#### Required work:
Retype all of the listing exactly, passing over any picture you find.
--- START OF Supplied information ---
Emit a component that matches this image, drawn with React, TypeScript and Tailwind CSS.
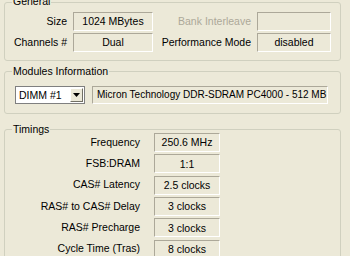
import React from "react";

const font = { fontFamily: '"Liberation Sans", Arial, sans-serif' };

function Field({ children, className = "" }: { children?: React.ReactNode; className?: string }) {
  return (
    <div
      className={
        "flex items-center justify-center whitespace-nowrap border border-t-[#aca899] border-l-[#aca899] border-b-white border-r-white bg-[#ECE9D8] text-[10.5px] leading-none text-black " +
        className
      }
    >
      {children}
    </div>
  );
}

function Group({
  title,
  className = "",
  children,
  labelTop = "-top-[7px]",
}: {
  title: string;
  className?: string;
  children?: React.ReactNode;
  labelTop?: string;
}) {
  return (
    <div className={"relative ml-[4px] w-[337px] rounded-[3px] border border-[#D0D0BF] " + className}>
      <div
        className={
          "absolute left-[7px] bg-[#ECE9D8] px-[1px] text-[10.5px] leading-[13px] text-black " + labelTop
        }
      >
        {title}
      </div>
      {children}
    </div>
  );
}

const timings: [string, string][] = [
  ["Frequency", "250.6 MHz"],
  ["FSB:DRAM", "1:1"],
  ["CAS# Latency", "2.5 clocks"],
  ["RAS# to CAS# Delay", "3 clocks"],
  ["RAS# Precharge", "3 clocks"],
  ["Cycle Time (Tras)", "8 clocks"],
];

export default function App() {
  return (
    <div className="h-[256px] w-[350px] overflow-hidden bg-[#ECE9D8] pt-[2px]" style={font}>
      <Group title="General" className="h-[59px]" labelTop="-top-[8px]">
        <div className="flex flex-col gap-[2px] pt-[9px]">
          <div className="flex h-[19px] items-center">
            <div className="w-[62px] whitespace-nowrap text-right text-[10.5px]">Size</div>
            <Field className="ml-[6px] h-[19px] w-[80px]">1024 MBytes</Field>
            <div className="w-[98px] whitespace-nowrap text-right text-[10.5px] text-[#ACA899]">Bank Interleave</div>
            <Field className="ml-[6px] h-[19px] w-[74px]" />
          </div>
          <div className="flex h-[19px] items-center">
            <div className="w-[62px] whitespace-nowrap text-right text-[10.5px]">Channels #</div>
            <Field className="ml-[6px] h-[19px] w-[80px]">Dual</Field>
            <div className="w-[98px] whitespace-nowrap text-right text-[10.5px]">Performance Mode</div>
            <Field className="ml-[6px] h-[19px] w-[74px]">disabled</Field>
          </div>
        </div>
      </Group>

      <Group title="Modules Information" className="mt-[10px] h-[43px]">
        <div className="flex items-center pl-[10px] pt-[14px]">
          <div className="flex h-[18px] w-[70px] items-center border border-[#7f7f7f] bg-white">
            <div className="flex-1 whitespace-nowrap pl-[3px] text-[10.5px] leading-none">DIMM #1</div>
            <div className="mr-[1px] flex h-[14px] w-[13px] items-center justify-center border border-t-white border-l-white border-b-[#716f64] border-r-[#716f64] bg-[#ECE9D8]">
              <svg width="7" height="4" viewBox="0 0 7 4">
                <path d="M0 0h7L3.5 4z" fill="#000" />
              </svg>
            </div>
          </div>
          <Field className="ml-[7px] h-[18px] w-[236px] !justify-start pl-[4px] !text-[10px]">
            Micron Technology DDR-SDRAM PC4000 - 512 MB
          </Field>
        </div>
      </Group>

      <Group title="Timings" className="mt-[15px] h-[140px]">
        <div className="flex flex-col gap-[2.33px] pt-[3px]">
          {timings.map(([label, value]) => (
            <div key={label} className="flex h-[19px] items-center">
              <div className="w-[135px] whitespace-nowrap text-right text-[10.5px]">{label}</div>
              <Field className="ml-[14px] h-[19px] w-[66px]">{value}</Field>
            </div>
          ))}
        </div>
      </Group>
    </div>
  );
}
--- END OF Supplied information ---
#### Solution:
Emit a component that matches this image, drawn with React, TypeScript and Tailwind CSS.
import React from "react";

const font = { fontFamily: '"Liberation Sans", Arial, sans-serif' };

function Field({ children, className = "" }: { children?: React.ReactNode; className?: string }) {
  return (
    <div
      className={
        "flex items-center justify-center whitespace-nowrap border border-t-[#aca899] border-l-[#aca899] border-b-white border-r-white bg-[#ECE9D8] text-[10.5px] leading-none text-black " +
        className
      }
    >
      {children}
    </div>
  );
}

function Group({
  title,
  className = "",
  children,
  labelTop = "-top-[7px]",
}: {
  title: string;
  className?: string;
  children?: React.ReactNode;
  labelTop?: string;
}) {
  return (
    <div className={"relative ml-[4px] w-[337px] rounded-[3px] border border-[#D0D0BF] " + className}>
      <div
        className={
          "absolute left-[7px] bg-[#ECE9D8] px-[1px] text-[10.5px] leading-[13px] text-black " + labelTop
        }
      >
        {title}
      </div>
      {children}
    </div>
  );
}

const timings: [string, string][] = [
  ["Frequency", "250.6 MHz"],
  ["FSB:DRAM", "1:1"],
  ["CAS# Latency", "2.5 clocks"],
  ["RAS# to CAS# Delay", "3 clocks"],
  ["RAS# Precharge", "3 clocks"],
  ["Cycle Time (Tras)", "8 clocks"],
];

export default function App() {
  return (
    <div className="h-[256px] w-[350px] overflow-hidden bg-[#ECE9D8] pt-[2px]" style={font}>
      <Group title="General" className="h-[59px]" labelTop="-top-[8px]">
        <div className="flex flex-col gap-[2px] pt-[9px]">
          <div className="flex h-[19px] items-center">
            <div className="w-[62px] whitespace-nowrap text-right text-[10.5px]">Size</div>
            <Field className="ml-[6px] h-[19px] w-[80px]">1024 MBytes</Field>
            <div className="w-[98px] whitespace-nowrap text-right text-[10.5px] text-[#ACA899]">Bank Interleave</div>
            <Field className="ml-[6px] h-[19px] w-[74px]" />
          </div>
          <div className="flex h-[19px] items-center">
            <div className="w-[62px] whitespace-nowrap text-right text-[10.5px]">Channels #</div>
            <Field className="ml-[6px] h-[19px] w-[80px]">Dual</Field>
            <div className="w-[98px] whitespace-nowrap text-right text-[10.5px]">Performance Mode</div>
            <Field className="ml-[6px] h-[19px] w-[74px]">disabled</Field>
          </div>
        </div>
      </Group>

      <Group title="Modules Information" className="mt-[10px] h-[43px]">
        <div className="flex items-center pl-[10px] pt-[14px]">
          <div className="flex h-[18px] w-[70px] items-center border border-[#7f7f7f] bg-white">
            <div className="flex-1 whitespace-nowrap pl-[3px] text-[10.5px] leading-none">DIMM #1</div>
            <div className="mr-[1px] flex h-[14px] w-[13px] items-center justify-center border border-t-white border-l-white border-b-[#716f64] border-r-[#716f64] bg-[#ECE9D8]">
              <svg width="7" height="4" viewBox="0 0 7 4">
                <path d="M0 0h7L3.5 4z" fill="#000" />
              </svg>
            </div>
          </div>
          <Field className="ml-[7px] h-[18px] w-[236px] !justify-start pl-[4px] !text-[10px]">
            Micron Technology DDR-SDRAM PC4000 - 512 MB
          </Field>
        </div>
      </Group>

      <Group title="Timings" className="mt-[15px] h-[140px]">
        <div className="flex flex-col gap-[2.33px] pt-[3px]">
          {timings.map(([label, value]) => (
            <div key={label} className="flex h-[19px] items-center">
              <div className="w-[135px] whitespace-nowrap text-right text-[10.5px]">{label}</div>
              <Field className="ml-[14px] h-[19px] w-[66px]">{value}</Field>
            </div>
          ))}
        </div>
      </Group>
    </div>
  );
}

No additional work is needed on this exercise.